Requirements:
Omit all images, then return the remaining material exactly as it stands.

Dataset items:
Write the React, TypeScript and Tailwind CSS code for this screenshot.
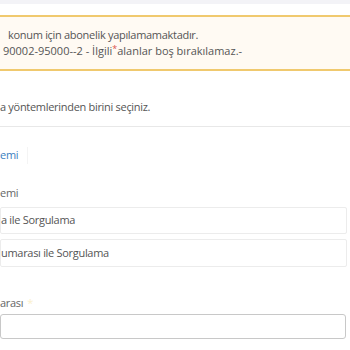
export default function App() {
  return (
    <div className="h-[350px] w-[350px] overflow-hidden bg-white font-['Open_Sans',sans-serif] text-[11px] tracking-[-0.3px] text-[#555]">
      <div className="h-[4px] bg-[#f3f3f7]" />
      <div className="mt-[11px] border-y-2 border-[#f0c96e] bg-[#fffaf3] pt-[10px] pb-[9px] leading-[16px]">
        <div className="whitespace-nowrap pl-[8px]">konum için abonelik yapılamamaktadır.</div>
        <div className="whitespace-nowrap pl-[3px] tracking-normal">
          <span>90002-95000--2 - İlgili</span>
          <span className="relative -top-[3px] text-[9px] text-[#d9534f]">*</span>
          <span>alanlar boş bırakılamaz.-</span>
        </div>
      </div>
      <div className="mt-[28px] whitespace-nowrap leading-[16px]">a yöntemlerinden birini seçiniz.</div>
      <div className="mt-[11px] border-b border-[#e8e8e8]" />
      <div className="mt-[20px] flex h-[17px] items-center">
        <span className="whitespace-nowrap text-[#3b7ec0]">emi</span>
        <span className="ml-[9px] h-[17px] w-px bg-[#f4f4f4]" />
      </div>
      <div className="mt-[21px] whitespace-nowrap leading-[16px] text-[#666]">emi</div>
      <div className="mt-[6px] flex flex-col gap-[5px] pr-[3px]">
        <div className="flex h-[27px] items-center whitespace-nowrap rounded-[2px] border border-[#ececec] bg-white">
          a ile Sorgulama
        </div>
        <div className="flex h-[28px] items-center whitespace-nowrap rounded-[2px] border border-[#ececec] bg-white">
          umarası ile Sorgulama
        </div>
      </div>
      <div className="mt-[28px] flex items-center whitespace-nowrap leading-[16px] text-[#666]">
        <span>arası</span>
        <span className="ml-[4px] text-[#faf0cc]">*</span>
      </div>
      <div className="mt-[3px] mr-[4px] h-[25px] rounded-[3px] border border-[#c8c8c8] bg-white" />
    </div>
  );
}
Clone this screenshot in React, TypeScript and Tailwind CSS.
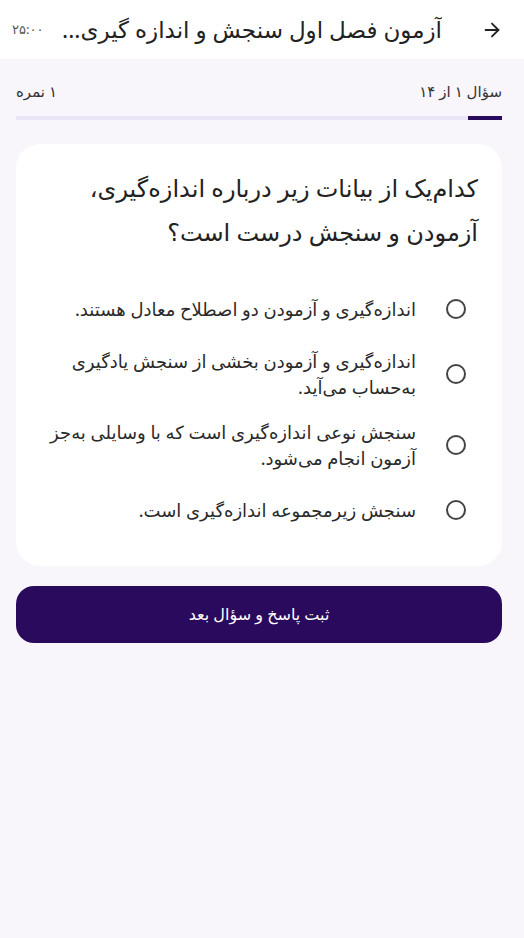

Solution:
Write the React, TypeScript and Tailwind CSS code for this screenshot.
export default function App() {
  return (
    <div className="h-[350px] w-[350px] overflow-hidden bg-white font-['Open_Sans',sans-serif] text-[11px] tracking-[-0.3px] text-[#555]">
      <div className="h-[4px] bg-[#f3f3f7]" />
      <div className="mt-[11px] border-y-2 border-[#f0c96e] bg-[#fffaf3] pt-[10px] pb-[9px] leading-[16px]">
        <div className="whitespace-nowrap pl-[8px]">konum için abonelik yapılamamaktadır.</div>
        <div className="whitespace-nowrap pl-[3px] tracking-normal">
          <span>90002-95000--2 - İlgili</span>
          <span className="relative -top-[3px] text-[9px] text-[#d9534f]">*</span>
          <span>alanlar boş bırakılamaz.-</span>
        </div>
      </div>
      <div className="mt-[28px] whitespace-nowrap leading-[16px]">a yöntemlerinden birini seçiniz.</div>
      <div className="mt-[11px] border-b border-[#e8e8e8]" />
      <div className="mt-[20px] flex h-[17px] items-center">
        <span className="whitespace-nowrap text-[#3b7ec0]">emi</span>
        <span className="ml-[9px] h-[17px] w-px bg-[#f4f4f4]" />
      </div>
      <div className="mt-[21px] whitespace-nowrap leading-[16px] text-[#666]">emi</div>
      <div className="mt-[6px] flex flex-col gap-[5px] pr-[3px]">
        <div className="flex h-[27px] items-center whitespace-nowrap rounded-[2px] border border-[#ececec] bg-white">
          a ile Sorgulama
        </div>
        <div className="flex h-[28px] items-center whitespace-nowrap rounded-[2px] border border-[#ececec] bg-white">
          umarası ile Sorgulama
        </div>
      </div>
      <div className="mt-[28px] flex items-center whitespace-nowrap leading-[16px] text-[#666]">
        <span>arası</span>
        <span className="ml-[4px] text-[#faf0cc]">*</span>
      </div>
      <div className="mt-[3px] mr-[4px] h-[25px] rounded-[3px] border border-[#c8c8c8] bg-white" />
    </div>
  );
}
Clone this screenshot in React, TypeScript and Tailwind CSS.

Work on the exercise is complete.